An official with China’s Olympics organizing committee has threatened athletes participating in the upcoming games with “punishment” for speech that violates Chinese law.
“Any expression that is in line with the Olympic spirit I’m sure will be protected,” Yang Shu, deputy director general of international relations for the Beijing Organizing Committee, said on Wednesday, as reported by The Washington Post. “Any behavior or speech that is against the Olympic spirit, especially against the Chinese laws and regulations, are also subject to certain punishment.”
The remarks come just one day after human rights activists warned athletes that they could face criminal prosecution if they criticized China during the Beijing Olympics.
While the International Olympic Committee (IOC) has assured athletes that they will have freedom of speech while competing in the communist nation, the official Olympic Charter prohibits political protests during medal ceremonies and requires participants to follow “applicable public law.”

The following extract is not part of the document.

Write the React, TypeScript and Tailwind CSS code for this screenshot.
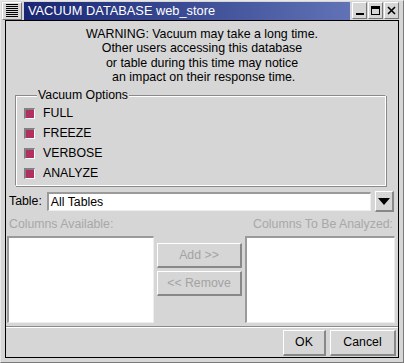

“Chinese laws are very vague on the crimes they can use to prosecute people’s free speech,” Human Rights Watch researcher Yaqiu Wang said.
The Chinese Communist Party has routinely sentenced individuals to prison for engaging in political protests, and even for posting comments on social media that are critical of the CCP. Yang avoided answering what the maximum punishment would be for foreign athletes who stage a protest at the Beijing Olympics.

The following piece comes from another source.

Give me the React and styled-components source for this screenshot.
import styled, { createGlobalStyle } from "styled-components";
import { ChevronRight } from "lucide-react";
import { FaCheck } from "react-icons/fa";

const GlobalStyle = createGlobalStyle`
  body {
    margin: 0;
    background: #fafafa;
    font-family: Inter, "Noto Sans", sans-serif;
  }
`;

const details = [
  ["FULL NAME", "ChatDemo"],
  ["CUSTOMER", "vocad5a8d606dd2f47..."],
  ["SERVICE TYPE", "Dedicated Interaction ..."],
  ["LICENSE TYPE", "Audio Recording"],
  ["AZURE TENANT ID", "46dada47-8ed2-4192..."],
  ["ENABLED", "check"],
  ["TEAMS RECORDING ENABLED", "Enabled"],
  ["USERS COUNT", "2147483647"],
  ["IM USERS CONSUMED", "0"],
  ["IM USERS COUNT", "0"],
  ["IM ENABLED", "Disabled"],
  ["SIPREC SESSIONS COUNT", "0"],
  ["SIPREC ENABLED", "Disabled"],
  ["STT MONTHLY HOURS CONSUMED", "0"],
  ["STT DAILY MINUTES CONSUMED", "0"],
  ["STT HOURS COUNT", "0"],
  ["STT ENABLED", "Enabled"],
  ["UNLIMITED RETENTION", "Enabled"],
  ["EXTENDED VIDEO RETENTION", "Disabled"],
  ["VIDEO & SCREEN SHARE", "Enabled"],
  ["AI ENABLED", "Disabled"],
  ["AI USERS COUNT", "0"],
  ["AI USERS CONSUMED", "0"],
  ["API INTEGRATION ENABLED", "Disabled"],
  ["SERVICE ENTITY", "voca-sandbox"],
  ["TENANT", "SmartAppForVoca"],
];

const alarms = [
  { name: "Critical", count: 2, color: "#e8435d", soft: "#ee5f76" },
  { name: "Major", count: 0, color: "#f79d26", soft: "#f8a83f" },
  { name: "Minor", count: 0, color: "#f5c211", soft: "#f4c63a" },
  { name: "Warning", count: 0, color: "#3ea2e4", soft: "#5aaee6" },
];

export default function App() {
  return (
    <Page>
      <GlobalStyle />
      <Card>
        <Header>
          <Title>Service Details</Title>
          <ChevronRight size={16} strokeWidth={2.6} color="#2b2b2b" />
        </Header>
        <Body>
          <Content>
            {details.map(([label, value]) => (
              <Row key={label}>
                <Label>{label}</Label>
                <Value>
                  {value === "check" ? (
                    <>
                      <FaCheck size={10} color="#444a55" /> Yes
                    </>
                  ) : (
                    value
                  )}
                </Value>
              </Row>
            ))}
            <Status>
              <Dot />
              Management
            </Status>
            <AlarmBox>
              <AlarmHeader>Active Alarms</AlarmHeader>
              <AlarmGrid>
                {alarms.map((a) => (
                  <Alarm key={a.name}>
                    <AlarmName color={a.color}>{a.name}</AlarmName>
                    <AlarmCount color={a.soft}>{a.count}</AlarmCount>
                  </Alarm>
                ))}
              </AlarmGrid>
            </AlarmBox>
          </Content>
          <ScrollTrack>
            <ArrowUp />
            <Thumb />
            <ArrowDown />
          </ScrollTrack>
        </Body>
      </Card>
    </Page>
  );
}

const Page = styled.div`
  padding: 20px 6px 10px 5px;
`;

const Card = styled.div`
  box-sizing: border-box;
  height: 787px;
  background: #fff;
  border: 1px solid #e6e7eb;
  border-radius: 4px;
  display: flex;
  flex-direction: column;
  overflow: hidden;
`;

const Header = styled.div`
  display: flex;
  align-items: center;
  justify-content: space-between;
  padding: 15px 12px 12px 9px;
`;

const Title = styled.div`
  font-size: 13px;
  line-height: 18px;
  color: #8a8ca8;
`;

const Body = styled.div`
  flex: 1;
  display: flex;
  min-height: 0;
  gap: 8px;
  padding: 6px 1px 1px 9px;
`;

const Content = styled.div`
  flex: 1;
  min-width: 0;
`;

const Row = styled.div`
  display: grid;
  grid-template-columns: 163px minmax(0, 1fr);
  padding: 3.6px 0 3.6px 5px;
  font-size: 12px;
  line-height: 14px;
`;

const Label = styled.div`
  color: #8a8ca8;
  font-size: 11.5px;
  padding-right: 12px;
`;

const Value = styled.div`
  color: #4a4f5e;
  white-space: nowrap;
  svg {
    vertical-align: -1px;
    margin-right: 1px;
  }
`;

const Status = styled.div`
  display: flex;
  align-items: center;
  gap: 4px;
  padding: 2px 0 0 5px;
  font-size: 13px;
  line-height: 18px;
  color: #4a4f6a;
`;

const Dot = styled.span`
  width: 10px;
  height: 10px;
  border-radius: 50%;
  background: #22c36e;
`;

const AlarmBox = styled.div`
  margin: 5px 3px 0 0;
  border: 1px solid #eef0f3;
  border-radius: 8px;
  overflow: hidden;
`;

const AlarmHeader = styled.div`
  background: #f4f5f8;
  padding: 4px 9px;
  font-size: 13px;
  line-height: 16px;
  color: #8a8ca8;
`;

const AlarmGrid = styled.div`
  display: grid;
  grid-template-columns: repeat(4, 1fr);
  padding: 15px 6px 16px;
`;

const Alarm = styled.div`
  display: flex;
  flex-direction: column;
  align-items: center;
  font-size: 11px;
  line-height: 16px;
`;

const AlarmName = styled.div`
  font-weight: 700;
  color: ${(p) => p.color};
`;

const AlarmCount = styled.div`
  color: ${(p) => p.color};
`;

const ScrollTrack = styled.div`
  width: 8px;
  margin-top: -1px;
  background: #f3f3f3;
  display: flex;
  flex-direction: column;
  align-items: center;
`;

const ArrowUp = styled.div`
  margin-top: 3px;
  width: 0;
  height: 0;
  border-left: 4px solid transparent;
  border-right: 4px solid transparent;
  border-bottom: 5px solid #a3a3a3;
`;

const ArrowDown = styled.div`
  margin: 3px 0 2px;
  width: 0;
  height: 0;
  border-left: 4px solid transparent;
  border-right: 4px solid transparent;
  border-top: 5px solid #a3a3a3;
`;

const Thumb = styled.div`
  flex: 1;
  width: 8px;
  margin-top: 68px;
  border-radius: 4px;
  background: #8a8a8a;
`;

During a briefing hosted by Human Rights Watch this week, activists noted that the IOC has not stated publicly how participants will be protected should they choose to speak out, The Associated Press reported.
“Silence is complicity and that’s why we have concerns,” said Rob Koehler, the director general of Global Athlete, an international athlete-led movement which seeks to inspire positive change in world sport, according to the group’s website. “We know the human rights record and the allowance of freedom of expression in China, so there’s really not much protection.”
Several Olympic teams in Europe, as well as the U.S. Olympic & Paralympic Committee, have been advising athletes to leave their personal phones behind and instead use temporary “burner” phones to avoid being spied on when they go to Beijing.
The U.S. committee’s advice to athletes was reportedly shared in an advisory document in September and then a bulletin in December. The bulletin reportedly advised athletes that their “every device, communication, transaction and online activity may be monitored.”
“Your device(s) may also be compromised with malicious software, which could negatively impact future use,” the bulletin added.
“Any person with a sane mind who hears all these things must have concerns,” Koehler added.